Consider the following: The BJP just scored the largest Lok Sabha (parliament) majority in 30 years, going from 116 to 282 seats. The magic number needed to form government is 172. The big question was whether the BJP could possibly reach that alone. They crushed it.

However, despite winning 51 percent of the seats, the BJP only received 31 percent of the popular vote. This is the single lowest vote-share of any single party that won a parliamentary majority in Indian history. And it's nearly the lowest vote share of any coalition government in Indian history.

This speaks to an incredibly well-targeted, organized and executed election campaign by the BJP, for which they deserve full credit. But it's scary to consider the implications of an evolving political realization that a broad-based, inclusive constituency may not be as critical as huge war-chests and smart targeting to secure a parliamentary majority.

Indeed, the number of Muslims elected to the Lok Sabha just fell to a 50-year low. The BJP only nominated five Muslim candidates, none of whom won. And Muslim voters appear to have stayed away from the BJP in record numbers.

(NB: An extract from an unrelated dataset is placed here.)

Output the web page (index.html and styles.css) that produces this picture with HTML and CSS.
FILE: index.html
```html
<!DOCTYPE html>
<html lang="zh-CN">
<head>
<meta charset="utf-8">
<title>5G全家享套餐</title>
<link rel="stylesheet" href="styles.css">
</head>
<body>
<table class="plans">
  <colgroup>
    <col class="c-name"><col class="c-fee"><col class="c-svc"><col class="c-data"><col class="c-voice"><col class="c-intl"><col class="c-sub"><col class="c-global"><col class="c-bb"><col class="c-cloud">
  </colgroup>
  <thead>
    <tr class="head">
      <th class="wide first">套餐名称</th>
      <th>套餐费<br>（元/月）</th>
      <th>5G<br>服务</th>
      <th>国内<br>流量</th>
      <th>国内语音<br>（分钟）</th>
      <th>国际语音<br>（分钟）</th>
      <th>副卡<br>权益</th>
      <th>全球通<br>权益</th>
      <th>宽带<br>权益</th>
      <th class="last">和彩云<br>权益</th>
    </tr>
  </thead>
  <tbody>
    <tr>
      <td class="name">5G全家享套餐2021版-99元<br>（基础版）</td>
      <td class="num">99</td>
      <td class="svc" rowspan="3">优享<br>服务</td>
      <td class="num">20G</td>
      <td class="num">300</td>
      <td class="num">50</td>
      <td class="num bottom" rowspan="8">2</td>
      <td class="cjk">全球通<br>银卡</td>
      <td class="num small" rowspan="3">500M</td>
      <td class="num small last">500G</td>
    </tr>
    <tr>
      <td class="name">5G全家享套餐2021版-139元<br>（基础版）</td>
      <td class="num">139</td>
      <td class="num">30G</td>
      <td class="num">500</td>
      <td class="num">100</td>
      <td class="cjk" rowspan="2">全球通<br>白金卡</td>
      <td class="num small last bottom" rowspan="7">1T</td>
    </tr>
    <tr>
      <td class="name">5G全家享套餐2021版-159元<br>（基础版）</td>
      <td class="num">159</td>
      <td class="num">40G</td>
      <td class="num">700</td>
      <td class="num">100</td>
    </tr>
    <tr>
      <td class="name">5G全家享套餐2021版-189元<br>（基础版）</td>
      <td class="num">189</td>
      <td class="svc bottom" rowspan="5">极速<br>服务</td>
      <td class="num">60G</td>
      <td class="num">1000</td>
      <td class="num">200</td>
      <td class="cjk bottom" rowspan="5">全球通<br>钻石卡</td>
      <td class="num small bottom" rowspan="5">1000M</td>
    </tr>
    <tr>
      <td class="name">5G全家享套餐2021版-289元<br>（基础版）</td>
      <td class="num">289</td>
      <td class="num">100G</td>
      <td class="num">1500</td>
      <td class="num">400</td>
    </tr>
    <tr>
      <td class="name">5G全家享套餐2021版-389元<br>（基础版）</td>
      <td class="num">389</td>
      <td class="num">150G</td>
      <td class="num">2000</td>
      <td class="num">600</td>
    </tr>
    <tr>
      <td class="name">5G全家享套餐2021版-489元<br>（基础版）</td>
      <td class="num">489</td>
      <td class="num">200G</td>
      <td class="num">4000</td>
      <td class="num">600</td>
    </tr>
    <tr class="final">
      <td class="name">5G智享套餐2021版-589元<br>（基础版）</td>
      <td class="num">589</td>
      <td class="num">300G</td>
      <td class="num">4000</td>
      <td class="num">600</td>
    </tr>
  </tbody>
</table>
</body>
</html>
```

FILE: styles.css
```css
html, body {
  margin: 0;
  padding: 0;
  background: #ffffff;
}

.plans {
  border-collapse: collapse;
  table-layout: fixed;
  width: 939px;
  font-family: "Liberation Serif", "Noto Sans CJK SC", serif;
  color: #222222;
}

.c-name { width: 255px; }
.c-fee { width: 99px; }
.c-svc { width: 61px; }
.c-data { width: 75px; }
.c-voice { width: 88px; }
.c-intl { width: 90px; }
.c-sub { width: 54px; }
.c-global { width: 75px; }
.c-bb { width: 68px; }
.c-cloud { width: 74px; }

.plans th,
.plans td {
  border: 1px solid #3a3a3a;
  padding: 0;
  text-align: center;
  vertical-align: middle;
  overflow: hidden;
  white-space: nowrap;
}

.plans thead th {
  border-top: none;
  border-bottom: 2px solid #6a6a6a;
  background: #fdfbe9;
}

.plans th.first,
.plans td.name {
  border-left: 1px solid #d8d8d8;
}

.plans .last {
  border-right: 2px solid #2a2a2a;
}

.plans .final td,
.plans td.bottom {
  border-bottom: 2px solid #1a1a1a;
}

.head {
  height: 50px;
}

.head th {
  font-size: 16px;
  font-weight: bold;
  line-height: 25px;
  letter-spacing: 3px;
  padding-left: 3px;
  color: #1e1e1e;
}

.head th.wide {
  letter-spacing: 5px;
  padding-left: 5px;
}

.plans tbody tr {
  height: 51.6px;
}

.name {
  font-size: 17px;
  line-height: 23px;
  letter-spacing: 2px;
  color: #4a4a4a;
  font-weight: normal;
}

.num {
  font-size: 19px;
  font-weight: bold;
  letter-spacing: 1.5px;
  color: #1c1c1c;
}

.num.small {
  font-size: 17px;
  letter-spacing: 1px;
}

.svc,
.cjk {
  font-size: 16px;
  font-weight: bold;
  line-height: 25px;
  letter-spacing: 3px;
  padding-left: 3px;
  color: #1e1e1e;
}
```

This is particularly concerning if the lesson it teaches the BJP is that India's 178 million Muslims are simply not necessary to their electoral equation. Losing that electoral check could unleash some of the uglier aspects of the communal tendency.

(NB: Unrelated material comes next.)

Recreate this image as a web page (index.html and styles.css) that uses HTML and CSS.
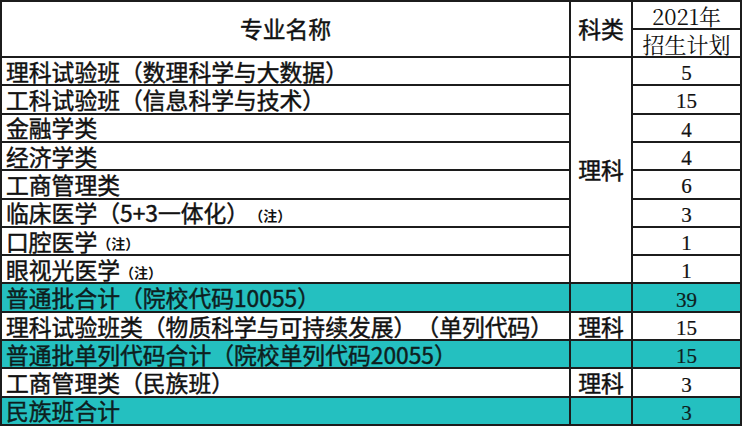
FILE: index.html
```html
<!DOCTYPE html>
<html lang="zh-CN">
<head>
<meta charset="utf-8">
<title>2021年招生计划</title>
<link rel="stylesheet" href="styles.css">
</head>
<body>
<div class="sheet">
  <div class="c hname">专业名称</div>
  <div class="c hcat">科类</div>
  <div class="c hyear">2021年</div>
  <div class="c hplan">招生计划</div>

  <div class="c name">理科试验班（数理科学与大数据）</div>
  <div class="c cat span8">理科</div>
  <div class="c num">5</div>

  <div class="c name">工科试验班（信息科学与技术）</div>
  <div class="c num">15</div>

  <div class="c name">金融学类</div>
  <div class="c num">4</div>

  <div class="c name">经济学类</div>
  <div class="c num">4</div>

  <div class="c name">工商管理类</div>
  <div class="c num">6</div>

  <div class="c name">临床医学（5+3一体化）<span class="note">（注）</span></div>
  <div class="c num">3</div>

  <div class="c name">口腔医学<span class="note">（注）</span></div>
  <div class="c num">1</div>

  <div class="c name">眼视光医学<span class="note">（注）</span></div>
  <div class="c num">1</div>

  <div class="c name teal">普通批合计（院校代码10055）</div>
  <div class="c cat teal"></div>
  <div class="c num teal">39</div>

  <div class="c name">理科试验班类（物质科学与可持续发展）（单列代码）</div>
  <div class="c cat">理科</div>
  <div class="c num">15</div>

  <div class="c name teal">普通批单列代码合计（院校单列代码20055）</div>
  <div class="c cat teal"></div>
  <div class="c num teal">15</div>

  <div class="c name">工商管理类（民族班）</div>
  <div class="c cat">理科</div>
  <div class="c num">3</div>

  <div class="c name teal">民族班合计</div>
  <div class="c cat teal"></div>
  <div class="c num teal">3</div>
</div>
</body>
</html>
```

FILE: styles.css
```css
html, body {
  margin: 0;
  padding: 0;
  background: #ffffff;
}

body {
  width: 744px;
  height: 426px;
  overflow: hidden;
  font-family: "Noto Sans CJK SC", "Noto Sans", sans-serif;
  color: #111111;
  text-spacing-trim: space-all;
}

.sheet {
  box-sizing: border-box;
  width: 742px;
  height: 426px;
  display: grid;
  grid-template-columns: 567px 60px 107px;
  grid-template-rows: 26px 26px repeat(13, minmax(0, 1fr));
  gap: 2px;
  padding: 2px;
  background: #1c1c1c;
}

.c {
  min-height: 0;
  background: #ffffff;
  display: flex;
  align-items: center;
  justify-content: center;
  font-size: 22.8px;
  font-weight: 400;
  line-height: 1;
  white-space: nowrap;
  -webkit-text-stroke: 0.45px currentColor;
}

.hname {
  grid-column: 1;
  grid-row: span 2;
  padding-top: 1px;
}

.hcat {
  grid-column: 2;
  grid-row: span 2;
  padding-top: 1px;
}

.hyear,
.hplan {
  grid-column: 3;
  font-family: "Noto Serif CJK SC", "Liberation Serif", "Noto Sans CJK SC", serif;
  font-size: 22px;
  -webkit-text-stroke: 0;
  padding-top: 2px;
}

.name {
  grid-column: 1;
  justify-content: flex-start;
  padding-left: 4px;
  padding-top: 2px;
}

.cat {
  grid-column: 2;
  padding-top: 2px;
}

.span8 {
  grid-row: span 8;
  padding-top: 0;
}

.num {
  grid-column: 3;
  font-family: "Liberation Serif", serif;
  font-size: 21px;
  -webkit-text-stroke: 0.2px currentColor;
  padding-top: 5px;
}

.note {
  font-size: 14px;
  font-weight: 700;
  padding-top: 3px;
  -webkit-text-stroke: 0;
}

.teal {
  background: #24c0c0;
  color: #0e1e1e;
}
```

III) Aam Admi Party: The rumors of their death have been greatly exaggerated.

Arguably the greatest recent experiment anywhere in moving from protest to politics is the Aam Admi Party -- the outgrowth of 2011's massive anti-corruption protests. If you read anything about them this week, it will be that they fizzled and failed. Don't believe it.

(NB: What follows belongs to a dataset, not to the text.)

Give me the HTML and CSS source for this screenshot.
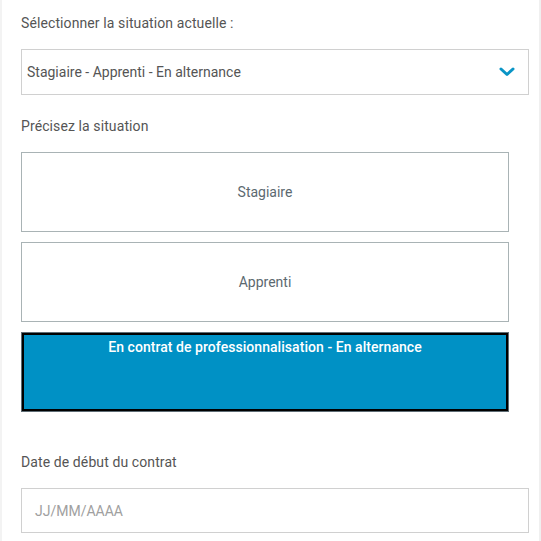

The nascent AAP, led by firebrand activist Arvind Kejiwal, stunned the nation when it won 28 seats in the Delhi Assembly elections last December, enough to form government. Kejriwal himself ran directly against three-term Delhi Chief Minister Sheila Dikshit and defeated her, earning a reputation as a "giant killer."

The AAP quickly fulfilled election promises to provide nearly 700 liters of free drinking water per day, per household, and cut electricity rates by 50 percent.

As chief minister, Kejriwal even filed a criminal inquiry into gas price fixing against Mukesh Abmani -- India's richest man who had always been considered a political untouchable.

However, the AAP's No. 1 priority was implementing the anti-corruption authority (called "Jan Lokpal") that had been the central ask of its founding protest movement. This initiative was blocked over a constitutional dispute about whether the Delhi government had the authority to take this step without permission from the national government.

Kejriwal resigned in protest, ending the first AAP administration just 49 days after it began.

Undaunted, The AAP rapidly expanded its ambitions on the national stage, hastily fielding candidates in 434 districts across every state -- more than even the BJP.

Kejriwal raised expectations to a fever pitch by choosing to run directly against Modi in the ancient holy city of Varanasi, trying to once again play the "giant killer" in what the press dubbed "The Mother of All Battles."

But when the dust settled last week, it all looked like a bust. Kejriwal lost big in Varanasi. The AAP won zero seats in their stronghold of Delhi, and only four seats nationwide (all of them from Punjab).

The press is now rapidly turning on their former darling, declaring that Kejriwal's resignation and over-ambitious national strategy has "destroyed" the party.

Kejriwal himself has acknowledged quitting government so soon was a mistake, and apologized to the people of Delhi.

Surely if the AAP had focused more resources on fewer seats they could have won more of them. Whereas the BJP's highly-crafted campaign turned 31 percent of the popular vote into 51 percent of the Lok Sabha seats, the AAP's scatter-shot approach turned 2 percent of the popular vote into just 0.7 percent of the seats.

But for a protest party like AAP, was getting five or 10 more opposition Lok Sabha seats a more important goal than being perceived as a truly national phenomena in less than two years from launch?

It's difficult to overstate the success of the AAP's national relationship with the press. One study found that in the crucial final days of the campaign period, Kejriwal got more prime time television mentions than Narendra Modi and a whopping six times more coverage than ruling Congress Party scion and frontman Rahul Gandhi.

This was a strategic coup. After all, 11 other minor parties won more Lok Sabha seats than the AAP, but none came anywhere close to capturing the national narrative like that.

The truly unexpected twist was in Delhi, where the AAP was most confident. The voters did not desert them: The AAP's vote share actually increased from 29 percent in last year's Assembly elections to 33 percent in this year's Lok Sabha elections -- which is more than the BJP's national vote share. But those votes were distributed such that AAP candidates came in second in all seven Delhi Lok Sabha races, winning none of them.

That distribution was surely unforeseen and very unfortunate. Because even as their support increased, the take home story for the press is that the AAP crashed and burned.

Then there's the finance gap: The AAP raised only $6,150,000 USD for their entire campaign, with an average contribution of ~$57. How do I know? Because only the AAP has adopted the practice of full, voluntary disclosure of all donations, of all sizes. It's impossible to know exactly what the BJP and Congress raised in total, but it dwarfs the AAP's haul by orders of magnitude.

This is no accident. A protest party, born of the anti-corruption movement, that files price-gauging charges against super-billionaire industrialists is hardly an appetizing purchase for those with the most to spend.

So I would argue the AAP intentionally traded big bucks and more electoral wins for a national megaphone -- which was a bold and largely shrewd move.

For the AAP the big questions now are: A) Will their megaphone still work in the aftermath of the Modi wave and their unforeseen losses in Delhi? Will they still be able to focus the public conversation? And B) What can they achieve now that Modi and the BJP have won such a commanding majority of seats to form a much more secure government than their Congress party predecessors? How much can advocacy and protest do in such times, against such so much money and hard power?

And for the whole country, perhaps the most important question now is whether the tsunami of high-dollar corporate cash saturating the Indian democracy can ever be turned back... or this the new normal, as it is becoming in so many other parts of the world?

Those of us everywhere committed to building people-power to clean up our democracies should stay closely tuned. Our destiny may very well be tied up in the answers.